The Southern Moment sits as a shining example of what it's lke to live in an area that is growing suburban and connected to the 'old south' at the same time. Because of its importance, both words are capitalized and you should have a Confederate Flag or Non-Light Beer handy to salute.

I share this defining Southern Moment so that we may all benefit from it's memory.

My wife and I were sitting on the front porch. We don't have a full front porch, it's more of a concrete set of three steps with a wide cement platform at the top before the door. This particular area we live in is southern-suburban. This means that the houses are close together, we have paved or cement driveways (some only use chatt) but no sidewalks. The roads are asphalt, but they end at the edge of the yard. It gives the place a very country feel even though we are in the heart of suburban Nashville. This particular warm day we sat outside, drinking iced tea and enjoying the sunshine. A few of my southern neighbors are also out enjoying the sunshine.

Then, it happens.

From down the street comes a rumbling sound, a muffler missing...well, everything, and the engine skipping every 5 or 6 strokes. An El Camino well past it's prime comes slowly down the street. It is brown, the color of mud and rust...mostly rust, in fact there is so much rust and fading paint that it is difficult to tell the original color...maybe cream..maybe's that bad. The front bumper and one headlight are held on with generous and skillful applications of Duct Tape. The windshield is a spiderweb of cracks and crazing. It's amazing that the occupants can see out.

There are two men in the tight little cab. They are both wearing dark, stained and dirty ball caps, the kind you get free with a fill up over at Larry's Cafe and Truck Stop. The front of the caps are so dirty that it is difficult to see any more than a faint outline of some logo of some forgotten bar, beer, NASCAR number or heavy machine manufacturer. The bills of the caps are rounded as if the caps are kept wrapped around a can of beer when not being worn. Do they ever take them off? Both men sport scrubby mangy beards, not trimmed, and not longer than about a weeks worth of stunted, thinning growth.

As the vehicle passes, I can see that the truck bed of the El Camino is the home to a large Rottweiler. Large? This may surely be the largest Rottweiler I have ever seen - the largest Rottweiler of all time. He is so large he does not have to raise his head to see over the cab of the El Camino. He turns his massive head to look at us and the weight of his lolling tongue causes the car to tip slightly to the side. He doesn't move and merely turns his head back to center allowing the car to once again ride level. As the El Camino moves down the street, I can see that one of the tail lights WAS kept on with duct tape, but has sprung loose and is hanging by it's wires, streamers of silver tape swinging gently in the passing breeze like the end of a parade float.

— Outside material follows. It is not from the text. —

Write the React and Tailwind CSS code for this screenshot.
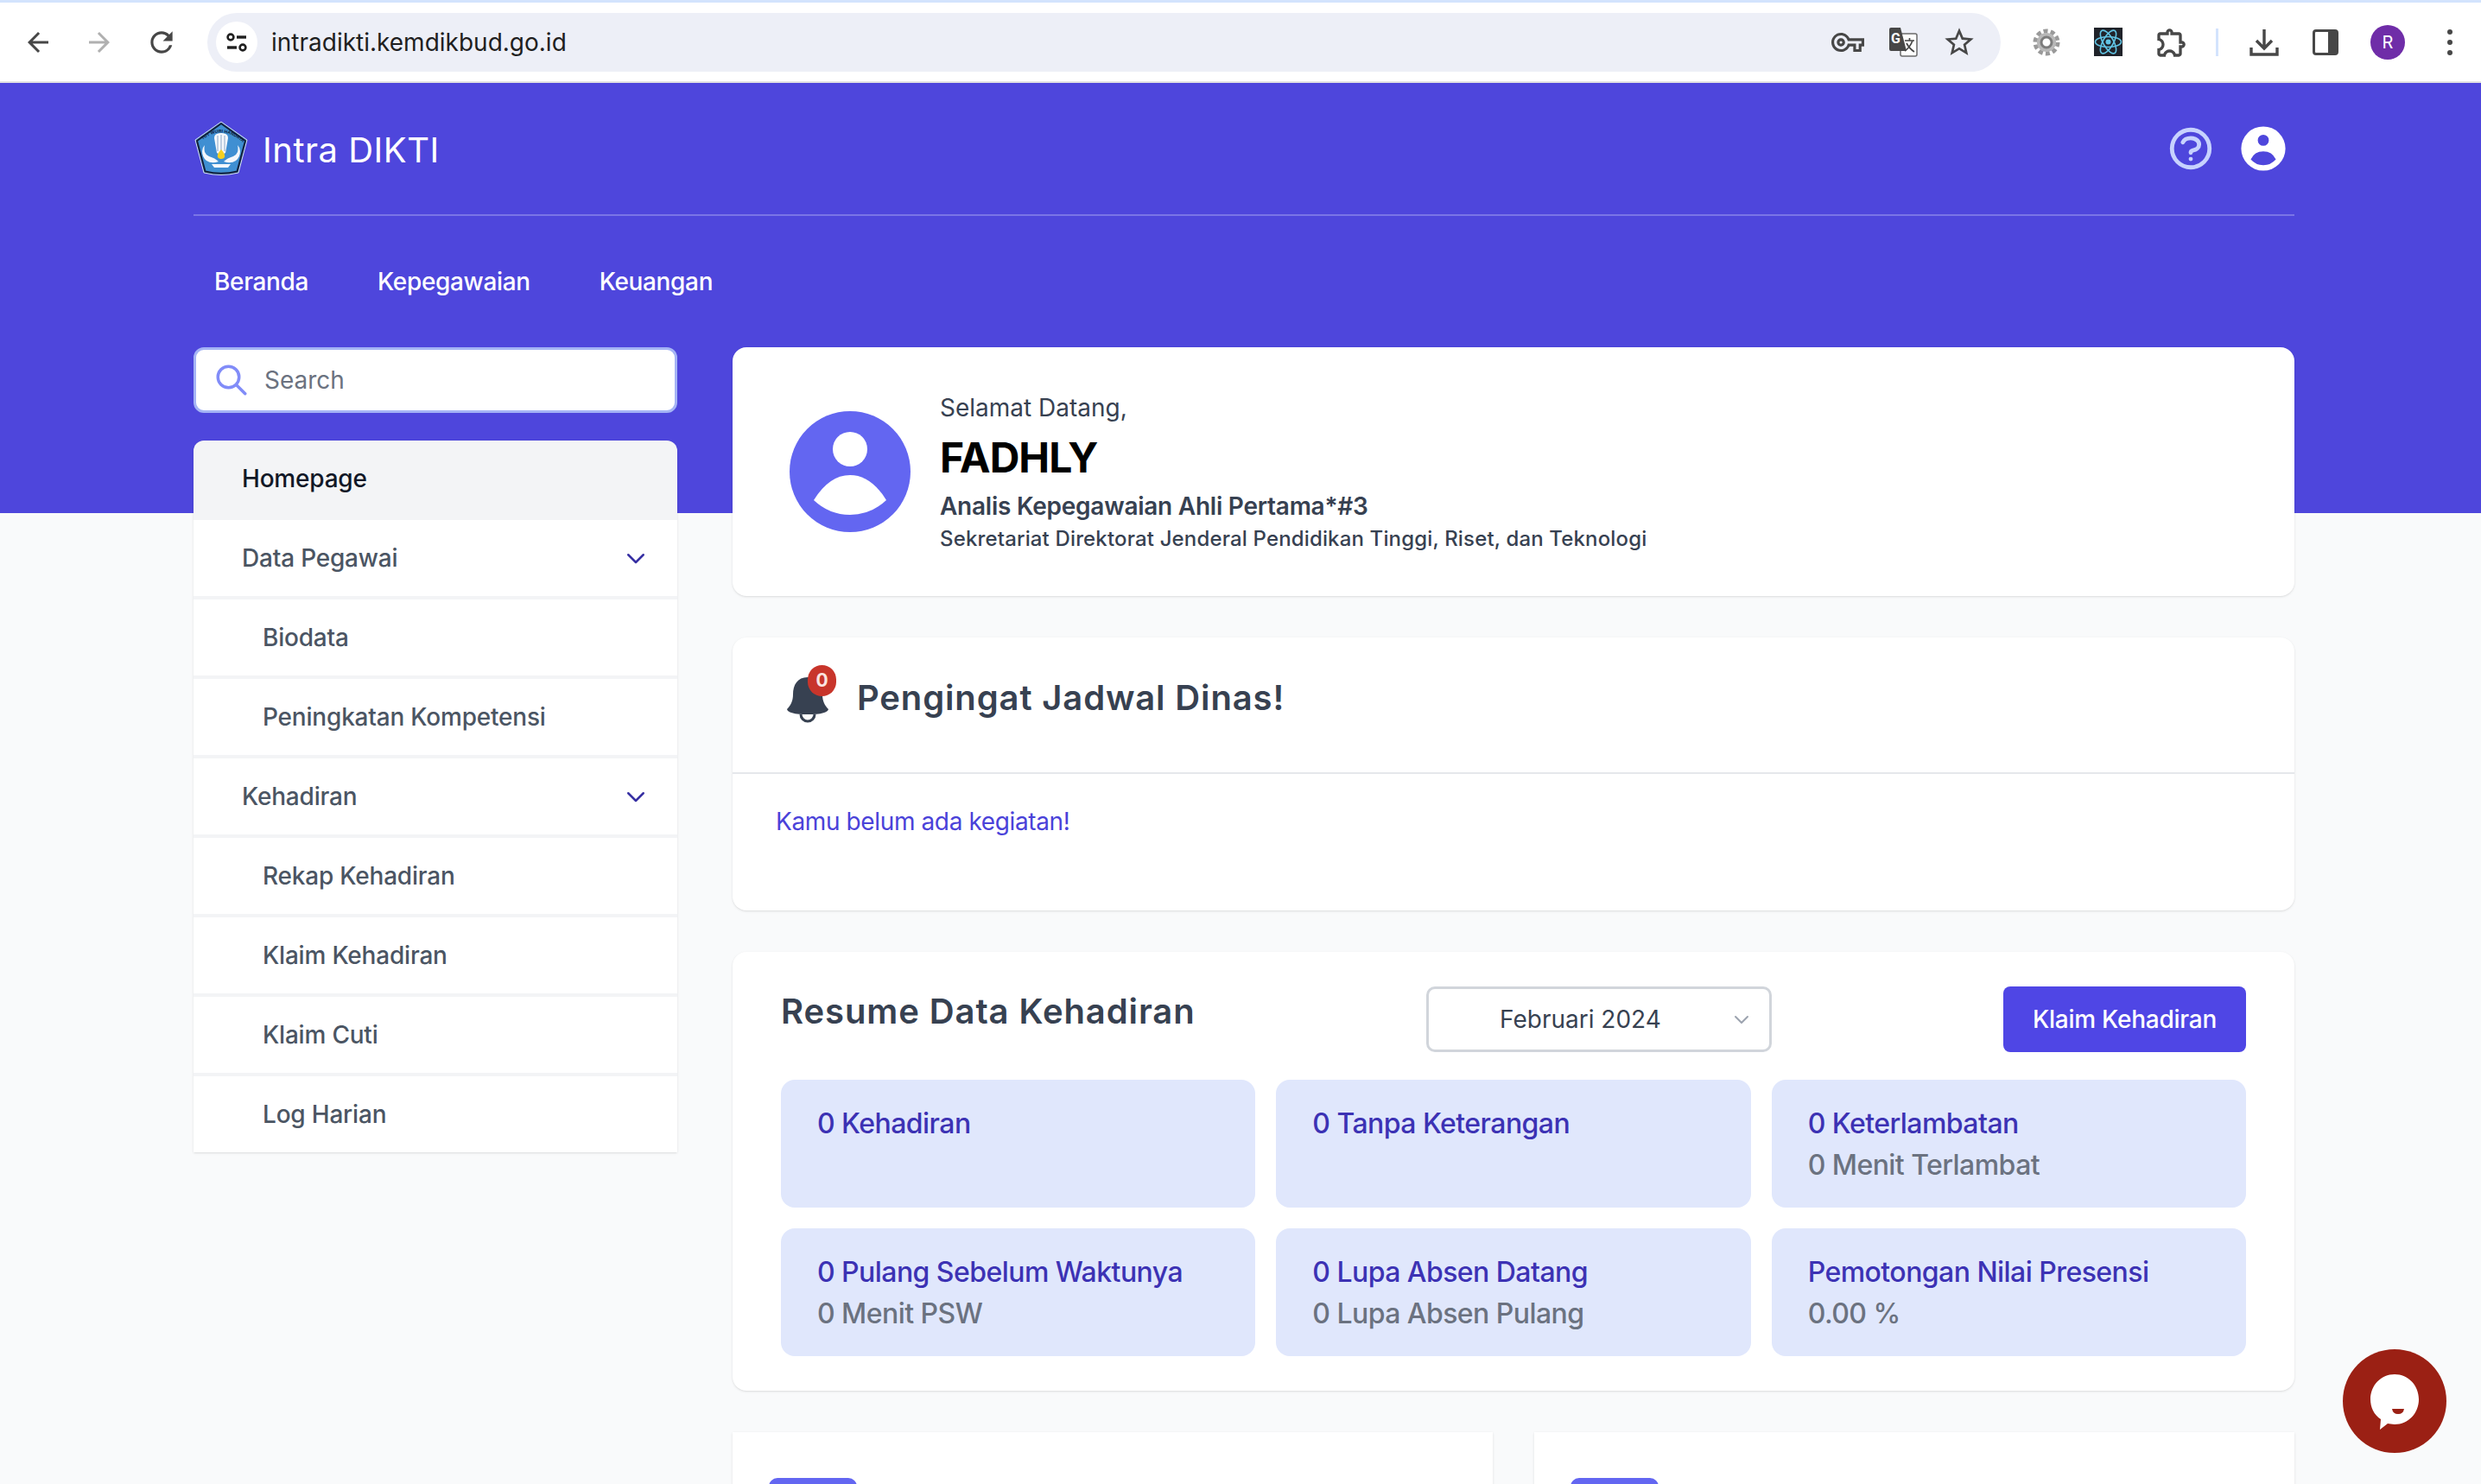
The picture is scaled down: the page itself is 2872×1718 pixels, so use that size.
import {
  HiOutlineQuestionMarkCircle,
  HiUserCircle,
  HiOutlineSearch,
  HiOutlineChevronDown,
} from 'react-icons/hi';
import {
  MdArrowBack,
  MdArrowForward,
  MdRefresh,
  MdOutlineVpnKey,
  MdStarBorder,
  MdOutlineExtension,
} from 'react-icons/md';

const MENU = [
  { label: 'Homepage', active: true },
  { label: 'Data Pegawai', caret: true },
  { label: 'Biodata', sub: true },
  { label: 'Peningkatan Kompetensi', sub: true },
  { label: 'Kehadiran', caret: true },
  { label: 'Rekap Kehadiran', sub: true },
  { label: 'Klaim Kehadiran', sub: true },
  { label: 'Klaim Cuti', sub: true },
  { label: 'Log Harian', sub: true },
];

const STATS = [
  { title: '0 Kehadiran' },
  { title: '0 Tanpa Keterangan' },
  { title: '0 Keterlambatan', note: '0 Menit Terlambat' },
  { title: '0 Pulang Sebelum Waktunya', note: '0 Menit PSW' },
  { title: '0 Lupa Absen Datang', note: '0 Lupa Absen Pulang' },
  { title: 'Pemotongan Nilai Presensi', note: '0.00 %' },
];

function TuneIcon() {
  return (
    <svg width="28" height="28" viewBox="0 0 28 28" fill="none" stroke="#1f1f1f" strokeWidth="2.6">
      <circle cx="7" cy="8" r="3.4" />
      <path d="M14 8h11" strokeWidth="3.4" />
      <circle cx="21" cy="20" r="3.4" />
      <path d="M3 20h11" strokeWidth="3.4" />
    </svg>
  );
}

function TranslateIcon() {
  return (
    <svg width="34" height="34" viewBox="0 0 34 34">
      <rect x="14" y="7" width="19" height="26" rx="2" fill="#fff" stroke="#6b6b6b" strokeWidth="1.5" />
      <path d="M1 2a2 2 0 0 1 2-2h11l7 27H3a2 2 0 0 1-2-2z" fill="#474747" />
      <text x="3" y="18" fontSize="16" fontWeight="700" fill="#fff" fontFamily="Roboto, sans-serif">G</text>
      <path d="M19 15h11M24.500 12v3M28 15q-3 8-9 12M21 18q3 6 9 10" fill="none" stroke="#474747" strokeWidth="1.700" />
    </svg>
  );
}

function GearIcon() {
  return (
    <svg width="34" height="34" viewBox="0 0 34 34" fill="none">
      <circle cx="17" cy="17" r="13" stroke="#9a9a9a" strokeWidth="5" strokeDasharray="5 3.2" />
      <circle cx="17" cy="17" r="11" fill="#b8b8b8" />
      <circle cx="17" cy="17" r="6" fill="#fff" stroke="#7d7d7d" strokeWidth="3" />
    </svg>
  );
}

function ReactIcon() {
  return (
    <svg width="33" height="33" viewBox="0 0 33 33" fill="none" stroke="#61c4e4" strokeWidth="1.6">
      <rect width="33" height="33" fill="#20232a" stroke="none" />
      <ellipse cx="16.5" cy="16.5" rx="15" ry="6" />
      <ellipse cx="16.5" cy="16.5" rx="15" ry="6" transform="rotate(60 16.5 16.5)" />
      <ellipse cx="16.5" cy="16.5" rx="15" ry="6" transform="rotate(120 16.5 16.5)" />
      <circle cx="16.5" cy="16.5" r="3" fill="#61c4e4" stroke="none" />
    </svg>
  );
}

function DownloadIcon() {
  return (
    <svg width="34" height="34" viewBox="0 0 34 34" fill="none" stroke="#474747" strokeWidth="3.4">
      <path d="M17 2v22M8 15l9 9 9-9M2 23v8h30v-8" />
    </svg>
  );
}

function SidePanelIcon() {
  return (
    <svg width="30" height="30" viewBox="0 0 30 30">
      <rect x="1.5" y="1.5" width="27" height="27" rx="2.5" fill="#fff" stroke="#474747" strokeWidth="3" />
      <rect x="18" y="1.5" width="10.5" height="27" fill="#474747" />
    </svg>
  );
}

function ChromeBar() {
  return (
    <div className="h-[96px] shrink-0 bg-white border-t-[3px] border-t-[#d3e3fd] border-b-2 border-b-[#e3e3e3] flex items-center font-['Inter',sans-serif]">
      <div className="w-[240px] flex items-center text-[#474747] pl-[26px] gap-[35px] shrink-0">
        <MdArrowBack size={36} />
        <MdArrowForward size={36} className="text-[#b0b0b0]" />
        <MdRefresh size={38} />
      </div>
      <div className="w-[2076px] h-[68px] shrink-0 rounded-full bg-[#edeff7] flex items-center pl-[10px] pr-[28px]">
        <div className="w-[48px] h-[48px] rounded-full bg-white flex items-center justify-center">
          <TuneIcon />
        </div>
        <span className="ml-[16px] text-[28px] text-[#1f1f1f]">intradikti.kemdikbud.go.id</span>
        <div className="ml-auto flex items-center gap-[28px] text-[#474747]">
          <MdOutlineVpnKey size={38} />
          <TranslateIcon />
          <MdStarBorder size={40} />
        </div>
      </div>
      <div className="flex-1 flex items-center pl-[36px] text-[#474747]">
        <GearIcon />
        <div className="ml-[38px]"><ReactIcon /></div>
        <MdOutlineExtension size={40} className="ml-[37px]" />
        <div className="ml-[31px] w-[3px] h-[32px] bg-[#d3e3fd]" />
        <div className="ml-[36px]"><DownloadIcon /></div>
        <div className="ml-[39px]"><SidePanelIcon /></div>
        <div className="ml-[37px] w-[40px] h-[40px] rounded-full bg-[#6f2da8] text-white text-[20px] flex items-center justify-center">R</div>
        <div className="ml-[49px] flex flex-col gap-[6px]">
          <span className="w-[6px] h-[6px] rounded-full bg-[#474747]" />
          <span className="w-[6px] h-[6px] rounded-full bg-[#474747]" />
          <span className="w-[6px] h-[6px] rounded-full bg-[#474747]" />
        </div>
      </div>
    </div>
  );
}

function Logo() {
  return (
    <svg width="64" height="64" viewBox="0 0 64 64">
      <path d="M32 1 62 22 52 60Q32 65 12 60L2 22Z" fill="#3f8fd2" stroke="#d8dcea" strokeWidth="1" strokeLinejoin="round" />
      <path d="M32 3 60 23 50.500 58.500Q32 63 13.500 58.500L4 23Z" fill="#3f8fd2" stroke="#14213a" strokeWidth="2" strokeLinejoin="round" />
      <path id="logo-arc" d="M8 24Q32 3 56 24" fill="none" />
      <text fontSize="5.200" fontWeight="700" fill="#0f1d3a" fontFamily="'Liberation Sans', sans-serif">
        <textPath href="#logo-arc" startOffset="6%">TUT WURI HANDAYANI</textPath>
      </text>
      <path d="M24 20q0-4 3-5 5-2 10 0 3 1 3 5l-3 17q-5 3-10 0z" fill="#f4f7fb" />
      <path d="M28 17v18M32 16v18M36 17v18" stroke="#8aa7c9" strokeWidth="1" />
      <path d="M13 28q-1 4 0 8 1 3 5 5 7 2 11 6-8 3-14-1-5-4-5-11 0-4 3-7zM51 28q1 4 0 8-1 3-5 5-7 2-11 6 8 3 14-1 5-4 5-11 0-4-3-7z" fill="#f4f7fb" />
      <path d="M32 33q5 5 4 9-1 2-4 2t-4-2q-1-4 4-9z" fill="#f5d020" />
      <path d="M21 50h22l-3 4H24z" fill="#f4f7fb" />
    </svg>
  );
}

function TopHeader() {
  return (
    <div className="h-[498px] bg-[#4e46dc] shrink-0">
      <div className="ml-[224px] w-[2432px]">
        <div className="h-[154px] border-b-2 border-[#7a75e6] flex items-center justify-between">
          <div className="flex items-center gap-[16px]">
            <Logo />
            <span className="text-[40px] tracking-[0.5px] text-white pt-[3px]">Intra DIKTI</span>
          </div>
          <div className="flex items-center gap-[23px] mr-[4px]">
            <HiOutlineQuestionMarkCircle size={58} className="text-[#c7d2fe]" />
            <HiUserCircle size={64} className="text-white" />
          </div>
        </div>
        <nav className="h-[152px] flex items-center gap-[32px] text-[28px] font-medium tracking-[-0.35px] text-white">
          <span className="px-[24px]">Beranda</span>
          <span className="px-[24px]">Kepegawaian</span>
          <span className="px-[24px]">Keuangan</span>
        </nav>
      </div>
    </div>
  );
}

function Sidebar() {
  return (
    <aside className="w-[560px] shrink-0">
      <div className="h-[76px] rounded-[12px] border-[3px] border-[#a5b4f5] bg-white flex items-center pl-[20px] gap-[17px] text-[28px] text-[#6b7280]">
        <HiOutlineSearch size={42} className="text-[#818cf8]" />
        <span>Search</span>
      </div>
      <div className="mt-[32px] rounded-t-[12px] overflow-hidden shadow-sm">
        {MENU.map((item) => (
          <div
            key={item.label}
            className={`h-[92px] last:h-[88px] last:border-b-0 flex items-center justify-between border-b-4 border-[#f3f4f6] text-[28px] font-medium tracking-[-0.2px] pr-[33px] ${
              item.active ? 'bg-[#f3f4f6] text-[#111827]' : 'bg-white text-[#4b5563]'
            } ${item.sub ? 'pl-[80px]' : 'pl-[56px]'}`}
          >
            <span>{item.label}</span>
            {item.caret && <HiOutlineChevronDown size={30} className="text-[#3730a3]" />}
          </div>
        ))}
      </div>
    </aside>
  );
}

function WelcomeCard() {
  return (
    <section className="h-[288px] bg-white rounded-[16px] shadow flex items-center pl-[64px]">
      <svg width="144" height="144" viewBox="0 0 144 144" className="shrink-0">
        <circle cx="72" cy="72" r="70" fill="#6366f1" />
        <ellipse cx="72" cy="46" rx="20" ry="20" fill="#fff" />
        <path d="M30 105Q48 76 72 76t42 29Q96 122 72 122T30 105z" fill="#fff" />
      </svg>
      <div className="ml-[32px] text-[#374151] mt-[2px]">
        <p className="text-[28px] leading-[40px] -mt-[1px]">Selamat Datang,</p>
        <h2 className="text-[48px] leading-[64px] font-bold text-black tracking-[-1px] mt-[6px]">FADHLY</h2>
        <p className="text-[28px] leading-[40px] font-semibold tracking-[-0.25px] mt-[4px]">Analis Kepegawaian Ahli Pertama*#3</p>
        <p className="text-[24px] leading-[36px] font-medium tracking-[0.15px]">Sekretariat Direktorat Jenderal Pendidikan Tinggi, Riset, dan Teknologi</p>
      </div>
    </section>
  );
}

function BellWithBadge() {
  return (
    <div className="relative w-[56px] h-[56px] shrink-0">
      <svg width="50" height="56" viewBox="0 0 50 56" className="mt-[1px]">
        <path d="M25 3C13 3 8 12 8 23c0 8-3 13-7 17 1 3 3 3 5 4 6 2 12 2 19 2s13 0 19-2c2-1 4-1 5-4-4-4-7-9-7-17C42 12 37 3 25 3z" fill="#374151" />
        <path d="M17 46a8 8 0 0 0 16 0" fill="none" stroke="#374151" strokeWidth="3" />
      </svg>
      <span className="absolute -top-[10px] left-[25px] w-[33px] h-[36px] rounded-full bg-[#c8352b] text-[#fbe4e1] text-[21px] font-bold flex items-center justify-center">0</span>
    </div>
  );
}

function ReminderCard() {
  return (
    <section className="h-[316px] bg-white rounded-[16px] shadow">
      <div className="h-[158px] border-b-2 border-[#e5e7eb] flex items-center pl-[62px] gap-[26px] pb-[16px]">
        <BellWithBadge />
        <h3 className="text-[40px] font-semibold text-[#374151] tracking-[0.85px]">Pengingat Jadwal Dinas!</h3>
      </div>
      <p className="pl-[50px] pt-[35px] text-[28px] leading-[40px] tracking-[-0.38px] text-[#4a42d9]">Kamu belum ada kegiatan!</p>
    </section>
  );
}

function AttendanceCard() {
  return (
    <section className="h-[508px] bg-white rounded-[16px] shadow px-[56px] pt-[40px]">
      <div className="h-[76px] flex items-start justify-between">
        <h3 className="w-[747px] text-[40px] leading-[56px] pt-[1px] font-semibold text-[#374151] tracking-[0.9px] shrink-0">Resume Data Kehadiran</h3>
        <div className="w-[400px] h-[76px] shrink-0 rounded-[10px] border-[3px] border-[#d1d5db] bg-white flex items-center pl-[82px] pr-[20px] justify-between text-[28px] text-[#374151]">
          <span>Februari 2024</span>
          <HiOutlineChevronDown size={24} className="text-[#9ca3af]" />
        </div>
        <div className="ml-auto w-[281px] h-[76px] rounded-[8px] bg-[#4f46e5] text-white text-[28px] font-medium tracking-[-0.24px] flex items-center justify-center">Klaim Kehadiran</div>
      </div>
      <div className="mt-[32px] grid grid-cols-3 gap-[24px]">
        {STATS.map((stat) => (
          <div key={stat.title} className="h-[148px] rounded-[16px] bg-[#e0e7fc] px-[42px] pt-[27px] text-[32px] leading-[48px] font-medium tracking-[-0.55px]">
            <p className="text-[#3c32b4]">{stat.title}</p>
            {stat.note && <p className="text-[#6b7280]">{stat.note}</p>}
          </div>
        ))}
      </div>
    </section>
  );
}

function BottomCards() {
  return (
    <div className="grid grid-cols-2 gap-[48px]">
      <section className="h-[200px] bg-white shadow-sm pl-[42px] pt-[53px]">
        <div className="w-[102px] h-[60px] rounded-t-[10px] bg-[#6366f1]" />
      </section>
      <section className="h-[200px] bg-white shadow-sm pl-[42px] pt-[53px]">
        <div className="w-[102px] h-[60px] rounded-t-[10px] bg-[#6366f1]" />
      </section>
    </div>
  );
}

function ChatWidget() {
  return (
    <div className="fixed left-[2712px] top-[1562px] w-[120px] h-[120px] rounded-full bg-[#9b2014] flex items-center justify-center">
      <svg width="60" height="66" viewBox="0 0 60 66" className="mt-[4px]">
        <path d="M30 0c16 0 28 13 28 29S46 58 30 58c-3 0-6-1-8-1l-9 7 1-12C6 47 2 38 2 29 2 13 14 0 30 0z" fill="#fff" />
        <path d="M27 40h14q-1 6-7 6t-7-6z" fill="#9b2014" />
      </svg>
    </div>
  );
}

export default function App() {
  return (
    <div className="relative h-[1718px] overflow-hidden bg-[#f9fafb] font-['Inter',sans-serif] flex flex-col">
      <ChromeBar />
      <TopHeader />
      <div className="-mt-[192px] ml-[224px] w-[2432px] flex gap-[64px]">
        <Sidebar />
        <main className="flex-1 flex flex-col gap-[48px]">
          <WelcomeCard />
          <ReminderCard />
          <AttendanceCard />
          <BottomCards />
        </main>
      </div>
      <ChatWidget />
    </div>
  );
}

Oh, but the Southern Moment is not complete. For at the end of the block, only a couple of houses down from where we sit, the El Camino comes to a stop. BOTH doors pop open as if on cue and both riders lean out, facing downward. Both men then simultaneously spit a large viscous gob of tobacco juice and god-knows-what-else onto the street. Without further ado, both men pull back into the cab and the doors close as one. The car again starts, pulls around the corner and is gone.

The moment is over. Excuse me...the Southern Moment has occurred. You may salute your Confederate Flag, raise a non-light beer in it's memory.

I have never seen the car, the drivers or the Rottweiler again and anytime I regale friends with the story of the Southern Moment, they think I am making it up. I assure you that none of this is made up except that I don't really remember what we we drinking and iced tea seemed appropriate.

The Southern Moment shall now have it's place on the net.